Collisions provide excellent examples of momentum and force interactions. In an elastic collision (where kinetic energy is conserved), the total momentum of the system remains constant before and after the collision. However, the individual momenta of the colliding objects change due to the forces they exert on each other. In an inelastic collision (where kinetic energy is not conserved), some kinetic energy is lost as heat or sound, but the total momentum of the system still remains constant.

4. Stopping a Car:

When you apply the brakes in a car, you're applying a force that reduces the car's momentum. The stronger the braking force, the quicker the car's momentum changes, leading to a faster deceleration. This is why anti-lock braking systems (ABS) are crucial—they prevent the wheels from locking up, maintaining traction and allowing for greater braking force over a longer duration, leading to shorter stopping distances.

Conservation of Momentum

A critical principle derived from Newton's Second Law and the relationship between force and momentum is the conservation of momentum. In a closed system (a system where no external forces act), the total momentum remains constant. This means that the total momentum before an interaction (e.g., a collision) is equal to the total momentum after the interaction. This principle is incredibly useful in analyzing collisions and other interactions where external forces can be ignored or are negligible.
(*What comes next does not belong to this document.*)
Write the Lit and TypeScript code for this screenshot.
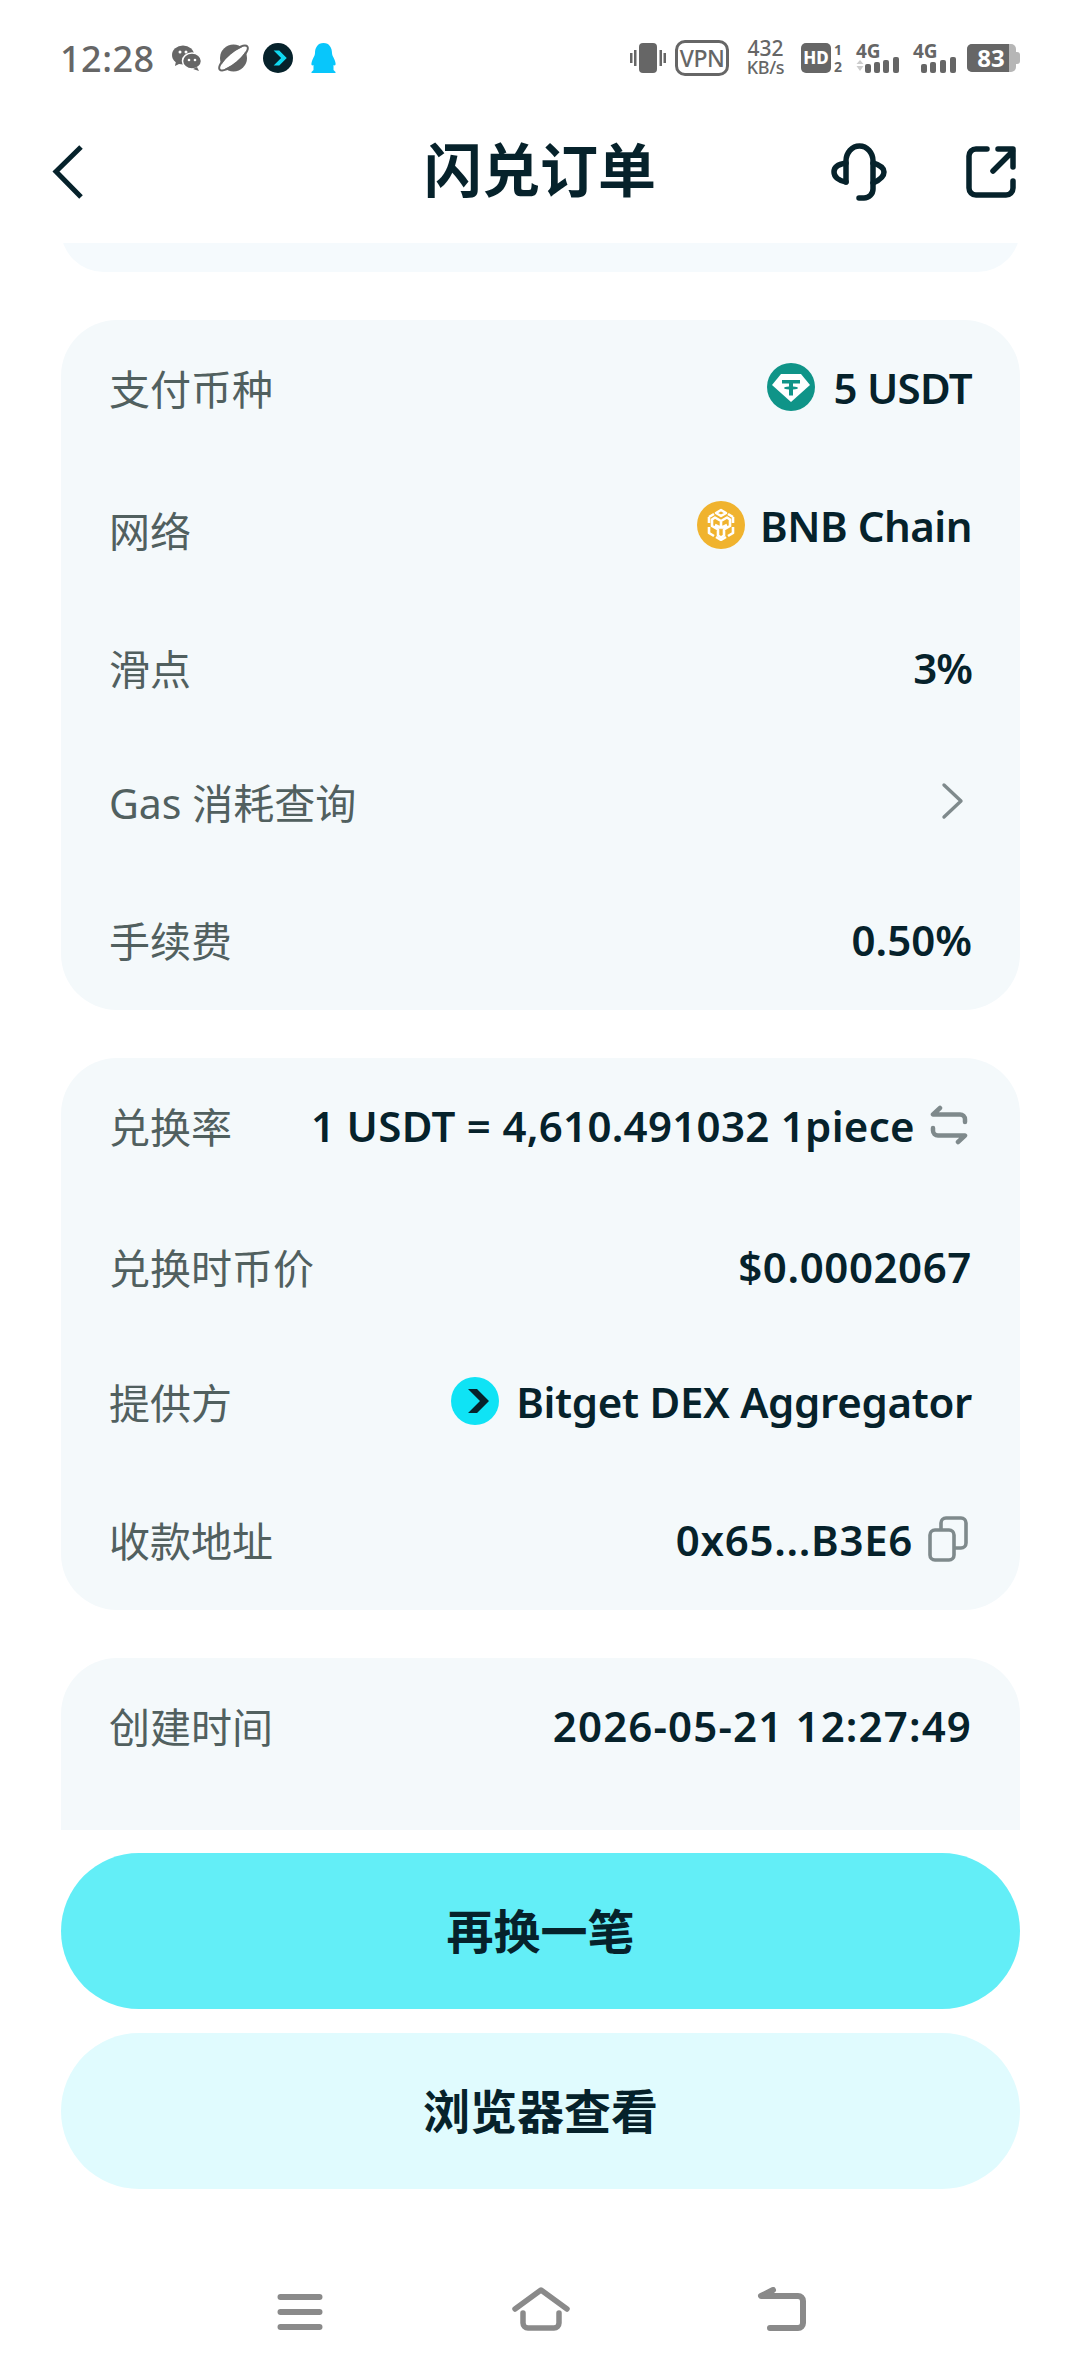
import { LitElement, html, css } from "lit";
import { customElement } from "lit/decorators.js";

const bitget = (bg: string, fg: string, size: number) => html`<svg width=${size} height=${size} viewBox="0 0 48 48"><circle cx="24" cy="24" r="24" fill=${bg}/><path d="M17 12h9l12 12-12 12h-9l12-12z" fill=${fg}/></svg>`;

const usdt = html`<svg width="48" height="48" viewBox="0 0 48 48"><circle cx="24" cy="24" r="24" fill="#0f9488"/><path d="M14 11h20l9 11-19 17L5 22z" fill="#fff"/><path d="M15 17h18v3.500h-7v3c3 .2 5 .8 5 1.500s-2 1.300-5 1.500v6h-4v-6c-3-.2-5-.8-5-1.500s2-1.300 5-1.500v-3h-7z" fill="#0f9488"/></svg>`;

const bnb = html`<svg width="48" height="48" viewBox="0 0 48 48"><circle cx="24" cy="24" r="24" fill="#f0b32e"/><g fill="none" stroke="#fff" stroke-width="2.600" stroke-linejoin="round"><path d="M24 9l5 3-5 3-5-3zM12 16l5-3M36 16l-5-3M12 16v6M36 16v6M12 26v6l5 3M36 26v6l-5 3M24 39l-5-3M24 39l5-3"/><path d="M24 20l6-3.500 3 2v6.500l-6 3.500v6l-3 2-3-2v-6l-6-3.500V18.500l3-2zM24 20v7M24 27l-6-3M24 27l6-3"/></g></svg>`;

const swap = html`<svg width="38" height="40" viewBox="0 0 38 40" fill="none" stroke="#7f8a8c" stroke-width="4.500" stroke-linecap="round" stroke-linejoin="round"><path d="M10 3L3 9.500h27a5 5 0 0 1 5 5V17M28 37l7-6.500H8a5 5 0 0 1-5-5V23"/></svg>`;

const copy = html`<svg width="40" height="46" viewBox="0 0 40 46" fill="none" stroke="#7f8a8c" stroke-width="3.600" stroke-linejoin="round"><rect x="2" y="14" width="24" height="30" rx="5"/><path d="M13 14V7a5 5 0 0 1 5-5h15a5 5 0 0 1 5 5v20a5 5 0 0 1-5 5h-7"/></svg>`;

const chevron = html`<svg width="24" height="38" viewBox="0 0 24 38" fill="none" stroke="#7f8a8c" stroke-width="3.400" stroke-linecap="round" stroke-linejoin="round"><path d="M3 3l17 16L3 35"/></svg>`;

type Row = { label: string; value: string; c: number; raise?: number; pre?: unknown; post?: unknown; gap?: number; postRight?: number; track?: number };
const ROW_H = 60;

const card1: Row[] = [
  { label: "支付币种", value: "5 USDT", c: 67, pre: usdt, track: -0.7 },
  { label: "网络", value: "BNB Chain", c: 209, raise: 8, pre: bnb, gap: 15, track: -0.5 },
  { label: "滑点", value: "3%", c: 347, track: -1 },
  { label: "Gas 消耗查询", value: "", c: 481, post: chevron, postRight: 7 },
  { label: "手续费", value: "0.50%", c: 619 },
];
const card2: Row[] = [
  { label: "兑换率", value: "1 USDT = 4,610.491032 1piece", c: 67, post: swap, postRight: 4, gap: 15, track: 0.3 },
  { label: "兑换时币价", value: "$0.0002067", c: 208, track: 0.6 },
  { label: "提供方", value: "Bitget DEX Aggregator", c: 343, pre: bitget("#0fe3f5", "#06222b", 48), gap: 17, track: -0.3 },
  { label: "收款地址", value: "0x65...B3E6", c: 481, post: copy, postRight: 4, gap: 15, track: 0.7 },
];
const card3: Row[] = [{ label: "创建时间", value: "2026-05-21 12:27:49", c: 67, track: 1.15 }];

@customElement("app-root")
export class AppRoot extends LitElement {
  static styles = css`
    :host { display: block; width: 1080px; height: 2376px; background: #fff; overflow: hidden;
      font-family: "Noto Sans", "Noto Sans CJK SC", sans-serif; color: #06222b; }
    .page { display: flex; flex-direction: column; height: 2376px; }
    .status { height: 116px; flex: none; display: flex; align-items: center; justify-content: space-between; padding: 0 60px; color: #666; }
    .status svg { overflow: visible; }
    .left, .right { display: flex; align-items: center; }
    .time { font-size: 36px; font-weight: 500; letter-spacing: 0.5px; }
    .ml9 { margin-left: 9px; } .ml10 { margin-left: 10px; } .ml12 { margin-left: 12px; } .ml13 { margin-left: 13px; }
    .ml14 { margin-left: 14px; } .ml15 { margin-left: 15px; } .ml16 { margin-left: 16px; } .ml17 { margin-left: 17px; }
    .vpn { width: 54px; height: 36px; border: 3px solid #666; border-radius: 10px; box-sizing: border-box; display: flex; align-items: center; justify-content: center; font-size: 23px; font-weight: 500; letter-spacing: -0.5px; }
    .speed { display: flex; flex-direction: column; align-items: center; line-height: 19px; font-size: 21px; font-weight: 500; width: 43px; }
    .speed small { font-size: 18px; font-weight: 500; letter-spacing: -0.3px; }
    .nav { height: 112px; flex: none; display: flex; align-items: center; position: relative; padding: 0 64px 0 52px; }
    .nav h1 { position: absolute; left: 0; right: 0; margin: 0; text-align: center; font-size: 58px; font-weight: 600; line-height: 108px; top: 0; }
    .actions { margin-left: auto; display: flex; align-items: center; gap: 79px; }
    .scroll { height: 1587px; flex: none; overflow: hidden; margin: 15px 60px 0 61px; display: flex; flex-direction: column; gap: 48px; }
    .scroll-top { height: 85px; flex: none; margin-top: -56px; background: #f5fafd; border-radius: 56px; }
    .card { background: #f4f9fb; border-radius: 56px; padding: 0 48px; flex: none; box-sizing: border-box; }
    .h1 { height: 690px; } .h2 { height: 552px; }
    .rows { display: flex; flex-direction: column; }
    .row { display: flex; align-items: center; justify-content: space-between; flex: none; }
    .label { font-size: 41px; color: #51605f; }
    .value { display: flex; align-items: center; gap: 18px; font-size: 42px; font-weight: 600; }
    .post { display: flex; }
    .last { height: 172px; border-radius: 56px 56px 0 0; }
    .buttons { flex: none; display: flex; flex-direction: column; gap: 24px; margin: 23px 60px 0 61px; }
    .btn { height: 156px; box-sizing: border-box; padding-bottom: 5px; border-radius: 78px; display: flex; align-items: center; justify-content: center; font-size: 47px; font-weight: 600; }
    .primary { background: #63eef7; }
    .secondary { background: #e0fbfe; }
    .sys { flex: 1; display: flex; align-items: flex-end; padding: 0 0 45px 277px; }
    .sys svg { flex: none; }
    .ml189 { margin-left: 189px; } .ml187 { margin-left: 187px; }
  `;

  private renderRows(rows: Row[]) {
    let prev = 0;
    return html`<div class="rows">
      ${rows.map((r, i) => {
        const top = r.c - ROW_H / 2 - (i === 0 ? 0 : prev + ROW_H / 2);
        prev = r.c;
        return html`<div class="row" style="height:${ROW_H}px;margin-top:${top}px">
          <span class="label">${r.label}</span>
          <span class="value" style="gap:${r.gap ?? 18}px;margin-bottom:${r.raise ?? 0}px;letter-spacing:${r.track ?? 0}px">
            ${r.pre}${r.value ? html`<span>${r.value}</span>` : ""}${r.post ? html`<span class="post" style="margin-right:${r.postRight ?? 0}px">${r.post}</span>` : ""}
          </span>
        </div>`;
      })}
    </div>`;
  }

  render() {
    return html`<div class="page">
      <div class="status">
        <div class="left">
          <span class="time">12:28</span>
          <svg class="ml17" width="30" height="26" viewBox="0 0 30 26"><ellipse cx="11" cy="10" rx="11" ry="9.500" fill="#666"/><path d="M4 16l-1 5 6-3z" fill="#666"/><ellipse cx="20" cy="16" rx="9.500" ry="8" fill="#666" stroke="#fff" stroke-width="1.500"/><path d="M25 22l2 4-6-2z" fill="#666"/><circle cx="8" cy="7" r="1.500" fill="#fff"/><circle cx="14" cy="7" r="1.500" fill="#fff"/><circle cx="17" cy="15" r="1.300" fill="#fff"/><circle cx="23" cy="15" r="1.300" fill="#fff"/></svg>
          <svg class="ml16" width="31" height="28" viewBox="0 0 31 28"><circle cx="15.500" cy="14" r="13.500" fill="#666"/><g transform="rotate(-40 15.500 14)"><ellipse cx="15.500" cy="14" rx="16" ry="4.500" fill="#fff"/><ellipse cx="15.500" cy="14" rx="18" ry="6" fill="none" stroke="#666" stroke-width="2"/></g></svg>
          <span class="ml14" style="display:flex">${bitget("#06222b", "#10d8f0", 30)}</span>
          <svg class="ml17" width="27" height="30" viewBox="0 0 26 30"><path d="M13 0c6 0 8.500 5 8.500 10 0 3 2.500 5 3.500 10 .5 2.500-1 3-2 2v5l2 2v1H1v-1l2-2v-5c-1 1-2.500.5-2-2 1-5 3.500-7 3.500-10C4.500 5 7 0 13 0z" fill="#08c6fb"/></svg>
        </div>
        <div class="right">
          <svg width="36" height="32" viewBox="0 0 36 32" fill="#666"><rect x="9" y="1" width="18" height="30" rx="4"/><rect x="0" y="11" width="2.500" height="10"/><rect x="4" y="8" width="2.500" height="16"/><rect x="29.500" y="8" width="2.500" height="16"/><rect x="33.500" y="11" width="2.500" height="10"/></svg>
          <span class="vpn ml9">VPN</span>
          <span class="speed ml15"><span>432</span><small>KB/s</small></span>
          <svg class="ml14" width="42" height="32" viewBox="0 0 42 32"><rect width="30" height="30" y="1" rx="5" fill="#666"/><text x="15" y="22" text-anchor="middle" font-size="17" font-weight="800" fill="#fff" font-family="Noto Sans">HD</text><text x="37" y="13" text-anchor="middle" font-size="14" font-weight="700" fill="#666" font-family="Noto Sans">1</text><text x="37" y="30" text-anchor="middle" font-size="14" font-weight="700" fill="#666" font-family="Noto Sans">2</text></svg>
          <svg class="ml12" width="44" height="32" viewBox="0 0 44 32"><text x="1" y="16" font-size="19" font-weight="700" fill="#666" font-family="Noto Sans">4G</text><path d="M5 18l3.500 4h-7zM1.500 24h7L5 29z" fill="#ccc"/><rect x="10" y="22" width="6" height="9" rx="2" fill="#666"/><rect x="19" y="20" width="6" height="11" rx="2" fill="#666"/><rect x="28" y="18" width="6" height="13" rx="2" fill="#666"/><rect x="38" y="15" width="6" height="16" rx="2" fill="#666"/></svg>
          <svg class="ml13" width="45" height="32" viewBox="0 0 45 32"><text x="1" y="16" font-size="19" font-weight="700" fill="#666" font-family="Noto Sans">4G</text><rect x="9" y="22" width="6" height="9" rx="2" fill="#666"/><rect x="18" y="20" width="6" height="11" rx="2" fill="#666"/><rect x="28" y="18" width="6" height="13" rx="2" fill="#666"/><rect x="38" y="15" width="6" height="16" rx="2" fill="#666"/></svg>
          <svg class="ml10" width="53" height="28" viewBox="0 0 53 28"><rect width="49" height="28" rx="5" fill="#b6b6b6"/><path d="M5 0h37v28H5a5 5 0 0 1-5-5V5a5 5 0 0 1 5-5z" fill="#666"/><path d="M49 8h1a3 3 0 0 1 3 3v6a3 3 0 0 1-3 3h-1z" fill="#b6b6b6"/><text x="24" y="22.500" text-anchor="middle" font-size="24" font-weight="700" fill="#fff" font-family="Noto Sans">83</text></svg>
        </div>
      </div>

      <div class="nav">
        <svg width="32" height="56" viewBox="0 0 32 56" fill="none" stroke="#06222b" stroke-width="5"><path d="M29 3L4 27.500 29 53"/></svg>
        <h1>闪兑订单</h1>
        <div class="actions">
          <svg width="56" height="58" viewBox="0 0 56 58" fill="none" stroke="#06222b" stroke-width="5.500" stroke-linecap="round"><path d="M15 39V18a13.500 15 0 0 1 27 0v28a9 9 0 0 1-9 9h-5"/><path d="M15 20c-7 1-12 4-12 9s5 9 12 10M42 20c7 2 11 5 11 9s-4 8-11 11"/></svg>
          <svg width="50" height="52" viewBox="0 0 50 52" fill="none" stroke="#06222b" stroke-width="5.500" stroke-linecap="round" stroke-linejoin="round"><path d="M21 3H10a7 7 0 0 0-7 7v32a7 7 0 0 0 7 7h30a7 7 0 0 0 7-7V35"/><path d="M27 25L47 5M32 3h15v18"/></svg>
        </div>
      </div>

      <div class="scroll">
        <div class="scroll-top"></div>
        <div class="card h1">${this.renderRows(card1)}</div>
        <div class="card h2">${this.renderRows(card2)}</div>
        <div class="card last">${this.renderRows(card3)}</div>
      </div>

      <div class="buttons">
        <div class="btn primary">再换一笔</div>
        <div class="btn secondary">浏览器查看</div>
      </div>

      <div class="sys">
        <svg width="46" height="38" viewBox="0 0 46 38" fill="none" stroke="#8a8a8a" stroke-width="6" stroke-linecap="round"><path d="M3.500 4h39M3.500 19h39M3.500 34h39"/></svg>
        <svg class="ml189" width="58" height="44" viewBox="0 0 58 44" fill="none" stroke="#8a8a8a" stroke-width="5.500" stroke-linecap="round" stroke-linejoin="round"><path d="M3 22L29 3l26 19"/><path d="M11 26v10a5 5 0 0 0 5 5h26a5 5 0 0 0 5-5V26"/></svg>
        <svg class="ml187" width="50" height="44" viewBox="0 0 50 44" fill="none" stroke="#8a8a8a" stroke-width="6" stroke-linecap="round" stroke-linejoin="round"><path d="M16 3L4 9h37a5 5 0 0 1 5 5v22a5 5 0 0 1-5 5H13"/></svg>
      </div>
    </div>`;
  }
}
Beyond Classical Mechanics

While this discussion has focused on classical mechanics, the relationship between momentum and force extends to more advanced areas of physics. In relativistic mechanics (dealing with speeds approaching the speed of light), the definition of momentum is modified to account for the effects of special relativity. In quantum mechanics, momentum is treated as an operator, playing a crucial role in describing the behavior of particles at the atomic and subatomic levels.

Conclusion

The relationship between momentum and force is a cornerstone of classical mechanics. Understanding that force is the rate of change of momentum provides a deeper understanding of motion, collisions, and a wide array of physical phenomena. From the simple act of throwing a ball to the complex workings of rocket propulsion, the principles discussed here offer a fundamental framework for analyzing and predicting the motion of objects in the universe. The equations and concepts detailed above provide a powerful toolkit for anyone seeking to grasp the fundamental principles governing motion and interaction in the physical world. Further exploration into advanced topics like impulse, conservation of momentum in various scenarios, and the application of these principles in diverse fields will deepen your understanding of this fundamental concept. The power of understanding this relationship lies not just in memorizing equations, but in truly grasping the intuitive connection between force, mass, velocity, and the resulting motion.